QotD: Judging Columbus
I should be judged as a captain who went from Spain to the Indies to conquer a people numerous and warlike, whose manners and religion are very different from ours, who live in sierras and mountains, without fixed settlements, and where by divine will I have placed under the sovereignty of the King and Queen our Lords, an Other World, whereby Spain, which was reckoned poor, is become the richest of countries.—Christopher Columbus
You may judge him more harshly than he judged himself. Or maybe more leniently. But however you do it, happy Columbus Day.
Published in Group Writing
I don’t know how much of a ‘mistake’ it really was. Without knowledge of the Americas, they thought they had 10-12k miles of ocean between Europe and the Far East. Nobody was going to finance that trip. But convince the queen it’s much shorter and easier to do, and you might get some funding.
The latest Catholic Culture podcast has a great interview with Robert Royal, author of Columbus and the Crisis of the West.
Columbus developed the first practical, repeatable method of sailing across the Atlantic. We rightly celebrate Charles Lindbergh for being the first to fly across the Atlantic even though he obviously didn’t discover France. We rightly celebrate Neil Armstrong even though he clearly didn’t discover the moon. Columbus’ achievement belongs in the same league.
Maybe he’s just letting them hang themselves, so to speak. Maybe he’s hoping that a display of religious prejudice will give some “undecideds” something to consider come election day. I don’t know, but maybe.

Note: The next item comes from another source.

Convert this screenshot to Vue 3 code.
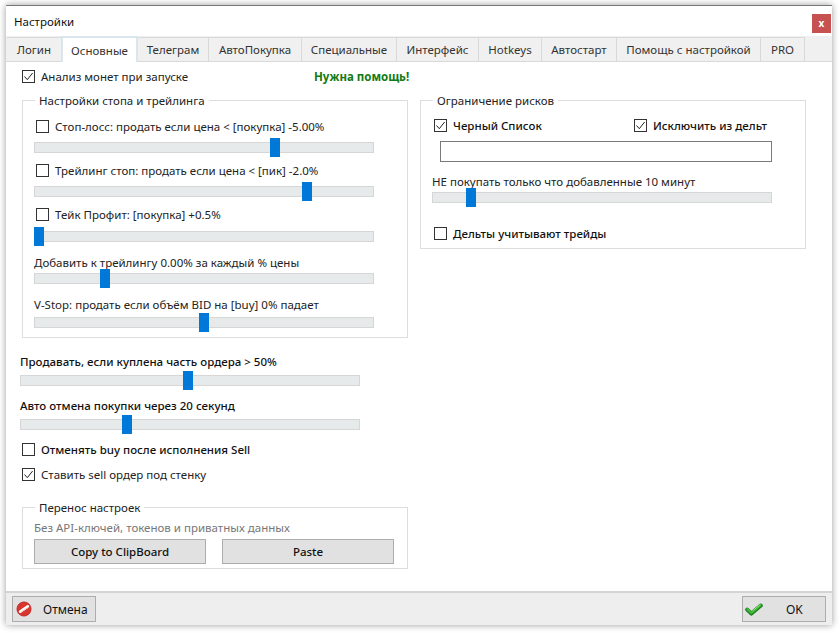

I retired last year, but during the 24 years that I taught elementary school, I taught about Columbus every year on this date. We learned how he decided to take (what he thought) was a more direct route to the Indies, by sailing West, since he knew the earth was a sphere. And that when he arrived in the Western Hemisphere, he assumed he’d gotten to the “Indies” so that is why he referred to the people he met as “Indians”. That piece of information alone generated so many “Aha!” moments for my students in each state where I taught. They weren’t offended learning about Columbus. I didn’t present him as some type of amazing person, but someone who was willing to try something that other people hadn’t tried. It gave them a perspective they will not get in any other class for the rest of their education, I’m pretty certain. Sigh…sometimes I wish I could go on teaching forever, just to give students information I know they aren’t going to learn from any other teacher. (But I’m tired…of the bureaucracy…)

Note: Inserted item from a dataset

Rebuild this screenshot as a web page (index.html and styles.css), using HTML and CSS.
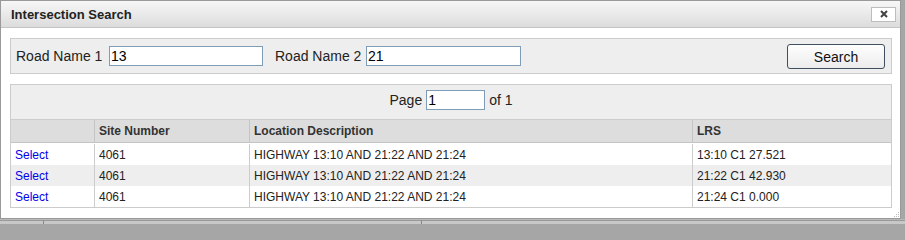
FILE: index.html
```html
<!DOCTYPE html>
<html>
<head>
<meta charset="utf-8">
<title>Intersection Search</title>
<link rel="stylesheet" href="styles.css">
</head>
<body>
<div class="dialog">
  <div class="titlebar">
    <span class="title">Intersection Search</span>
    <button class="close" type="button" aria-label="Close">
      <svg width="8" height="8" viewBox="0 0 8 8"><path d="M1 1L7 7M7 1L1 7" stroke="#444" stroke-width="2" fill="none"/></svg>
    </button>
  </div>
  <div class="content">
    <div class="search-panel">
      <label class="lbl lbl1">Road Name 1</label>
      <input class="field field1" type="text" value="13">
      <label class="lbl lbl2">Road Name 2</label>
      <input class="field field2" type="text" value="21">
      <button class="search-btn" type="button">Search</button>
    </div>
    <div class="grid">
      <div class="pager">
        <span>Page</span>
        <input class="page-input" type="text" value="1">
        <span>of 1</span>
      </div>
      <div class="row head">
        <div class="cell"></div>
        <div class="cell">Site Number</div>
        <div class="cell">Location Description</div>
        <div class="cell">LRS</div>
      </div>
      <div class="gap"></div>
      <div class="row">
        <div class="cell"><a href="#">Select</a></div>
        <div class="cell">4061</div>
        <div class="cell">HIGHWAY 13:10 AND 21:22 AND 21:24</div>
        <div class="cell">13:10 C1 27.521</div>
      </div>
      <div class="row alt">
        <div class="cell"><a href="#">Select</a></div>
        <div class="cell">4061</div>
        <div class="cell">HIGHWAY 13:10 AND 21:22 AND 21:24</div>
        <div class="cell">21:22 C1 42.930</div>
      </div>
      <div class="row">
        <div class="cell"><a href="#">Select</a></div>
        <div class="cell">4061</div>
        <div class="cell">HIGHWAY 13:10 AND 21:22 AND 21:24</div>
        <div class="cell">21:24 C1 0.000</div>
      </div>
    </div>
    <svg class="grip" width="7" height="7" viewBox="0 0 7 7">
      <rect x="5" y="1" width="1" height="1" fill="#bbb"/>
      <rect x="3" y="3" width="1" height="1" fill="#bbb"/>
      <rect x="5" y="3" width="1" height="1" fill="#bbb"/>
      <rect x="1" y="5" width="1" height="1" fill="#bbb"/>
      <rect x="3" y="5" width="1" height="1" fill="#bbb"/>
      <rect x="5" y="5" width="1" height="1" fill="#bbb"/>
    </svg>
  </div>
</div>
<div class="under">
  <div class="ucell u1"></div>
  <div class="ucell u2"></div>
  <div class="ucell u3"></div>
</div>
</body>
</html>
```
FILE: styles.css
```css
html, body {
  margin: 0;
  padding: 0;
}
body {
  background: #a6a6a6;
  font-family: "Liberation Sans", Arial, sans-serif;
  color: #222;
  width: 905px;
  height: 224px;
  overflow: hidden;
}
.dialog {
  box-sizing: border-box;
  width: 901px;
  height: 219px;
  border: 1px solid #999;
  background: #fff;
  position: relative;
}
.titlebar {
  box-sizing: border-box;
  height: 27px;
  border-bottom: 1px solid #c4c4c4;
  background: linear-gradient(#f7f7f7, #dcdcdc);
  display: flex;
  align-items: center;
  justify-content: space-between;
  padding: 0 4px 0 10px;
}
.title {
  font-weight: bold;
  font-size: 13px;
  color: #222;
  margin-top: 1px;
}
.close {
  box-sizing: border-box;
  width: 25px;
  height: 15px;
  margin-top: 0px;
  border: 1px solid #bdbdbd;
  background: #fff;
  padding: 0;
  display: flex;
  align-items: center;
  justify-content: center;
}
.close svg {
  display: block;
}
.content {
  padding: 10px 8px 0 9px;
}
.search-panel {
  box-sizing: border-box;
  height: 36px;
  border: 1px solid #ccc;
  background: #eee;
  display: flex;
  align-items: center;
  padding-left: 5px;
  font-size: 14px;
}
.lbl {
  color: #222;
  white-space: nowrap;
}
.lbl1 {
  width: 93px;
}
.lbl2 {
  width: 91px;
  margin-left: 12px;
}
.field {
  box-sizing: border-box;
  height: 20px;
  border: 1px solid #7f9db9;
  background: #fff;
  font-family: "Liberation Sans", Arial, sans-serif;
  font-size: 14px;
  color: #000;
  padding: 0 1px;
  margin: 0;
  outline: none;
}
.field1 {
  width: 154px;
}
.field2 {
  width: 155px;
}
.search-btn {
  box-sizing: border-box;
  margin-left: auto;
  margin-right: 6px;
  width: 98px;
  height: 25px;
  border: 1px solid #3f4f60;
  border-radius: 3px;
  background: linear-gradient(#fefefe, #ececec);
  font-family: "Liberation Sans", Arial, sans-serif;
  font-size: 14px;
  color: #111;
  padding: 0;
  margin-top: 1px;
}
.grid {
  box-sizing: border-box;
  width: 882px;
  margin-top: 10px;
  border: 1px solid #ccc;
}
.pager {
  box-sizing: border-box;
  height: 35px;
  background: #eee;
  border-bottom: 1px solid #ccc;
  display: flex;
  align-items: center;
  justify-content: center;
  padding-bottom: 4px;
  font-size: 14px;
  color: #222;
  gap: 4px;
}
.page-input {
  box-sizing: border-box;
  width: 59px;
  height: 20px;
  border: 1px solid #7f9db9;
  background: #fff;
  font-family: "Liberation Sans", Arial, sans-serif;
  font-size: 14px;
  color: #000;
  padding: 0 1px;
  margin: 0;
  outline: none;
}
.row {
  display: grid;
  grid-template-columns: 84px 155px 443px 1fr;
  height: 21px;
  font-size: 12px;
}
.row.head {
  box-sizing: border-box;
  height: 23px;
  background: #ddd;
  border-bottom: 1px solid #c4c4c4;
  font-weight: bold;
  color: #333;
}
.row.alt {
  background: #eee;
}
.gap {
  height: 1px;
  background: #fff;
}
.cell {
  box-sizing: border-box;
  border-right: 1px solid #ccc;
  padding-left: 4px;
  display: flex;
  align-items: center;
  white-space: nowrap;
  overflow: hidden;
}
.cell:last-child {
  border-right: none;
}
.row.head .cell {
  border-right-color: #c4c4c4;
}
.cell a {
  color: #0000ee;
  text-decoration: none;
}
.grip {
  position: absolute;
  right: 0;
  bottom: 0;
  display: block;
}
.under {
  box-sizing: border-box;
  height: 5px;
  width: 905px;
  background: #c8c8c8;
  border-top: 1px solid #b9b9b9;
  display: flex;
}
.ucell {
  box-sizing: border-box;
  height: 4px;
  border-top: 1px solid #999;
}
.u1 {
  width: 44px;
  border-right: 1px solid #888;
}
.u2 {
  width: 378px;
  border-right: 1px solid #888;
}
.u3 {
  flex: 1;
}
```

I’m so glad that education had such an enthusiastic teacher as you were! Thank you!
Best answer. IMHO.
Here is my take on the Great Navigator. https://pepperandvinegar.blog/2020/10/12/oh-columbus/
He really did know where he was going and he got there, but what was there was totally unexpected.
Is it so much that or that he hit land too soon and it was more believable that abstract calculations by ancient peoples were wrong than to believe a giant landmass in the middle of nowhere had gone undetected for hundreds of years?
No, I think there were navigators who had an idea but they did not know what was further west. The calculation of circumference was the error and that was not Columbus’. Now, I going to get out my copy of “Admiral of the Ocean Sea” and try to remember the story of the longitude error. Of course sailing in those days was all “Latitude Sailing” since that was all they knew. Columbus did much the same. Latitudes were known. Sail a latitude you know until you hit land.
Packing for a westward journey to visit lands I’ve never laid eyes on. Since I’ll be disembarking in Port-land, I suspect I’ll encounter a person or two whose manners and religion are very different from our own.